Many companies even give tuition reimbursements to their employees. And, in the long distance field, companies are offering unique hours for drivers.

“There’s such a driver shortage, that companies are bending over backwards,” Bue said. “A couple companies are offering seven days on, seven days off. They’d actually only work about 26 weeks a year. A couple of companies work 14 days on, seven days off.”

But not all the students go to long distance jobs. Bue said some of their students go into regional trucking, where drivers are typically out two or three nights at a time. Others are home every night in local driving.

The program

Unique opportunities for truck drivers have not been limited to companies, the Riverland program also presents unique opportunities.

“One of the unique aspects of our truck driving program is we start classes every month,” Bowron said. “New students can come in at the beginning of every month and start the program, and it’s only 16 weeks and they’re done.”

Currently Bue said theyhave eight students training in Austin. He said they used to have students coming from up to a hundred miles away to class, but that’s no longer the case, partially because of high gas prices.

Before students can finish the 16-week program, they must pass a driving test with the state of Minnesota and a test given by an employer before they can be hired.

“I think a lot of people see those trucks driving down the interstate and they just think that the driver just jumps in his truck and just takes off with his load,” Bue said. “That truck driver has law enforcement officials, shippers, safety department, weigh stations — all kinds of people. You think a driver’s alone out there, he’s not.”

Bue said the laws are constantly changing, and former students contact him often to check on these changes.

Outside of driving lessons, students are taught a 109-point vehicle inspection, and hours are spent learning to proper log books, which students must maintain.

“I had a student call from a student in New York State that had just finished,” Bue said. “He got caught in a department of transportation inspection out there. The person checked him out and complimented him on his log book.”

In both driving and preparation, safety is key. So Bue said safety is taught in every aspect of the program both in the classroom and behind the wheel.

“Safety.
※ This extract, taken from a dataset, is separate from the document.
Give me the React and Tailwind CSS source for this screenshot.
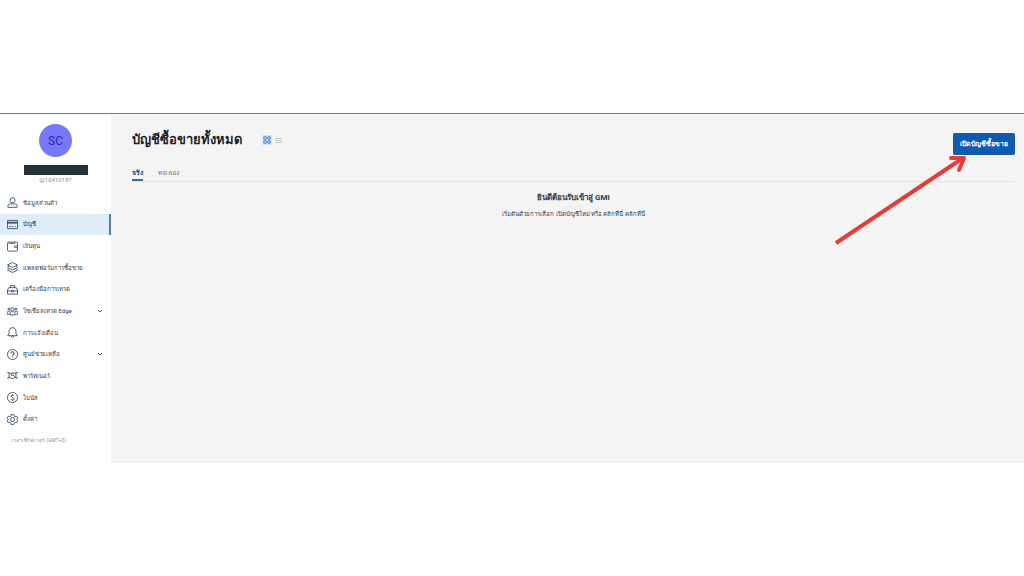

It’s continual,” Bue said. “On the road driving safety, things you learn when you’re 15 years old in drivers school and forget to do.”

These students that are able to quickly attain these skills have a unique opportunity to finish the program after 12 or 13 weeks, but only if they’ve completed all the requirements and have a job waiting.

Before completion of the program, students will leave the class room an on campus training area, and when they’re ready, 800 to 1,000 miles of city and freeway driving with an instructor.

“The main thing is that people can change their lives in 13 to 14 weeks change and change their lives and their family’s lives,” Bue said.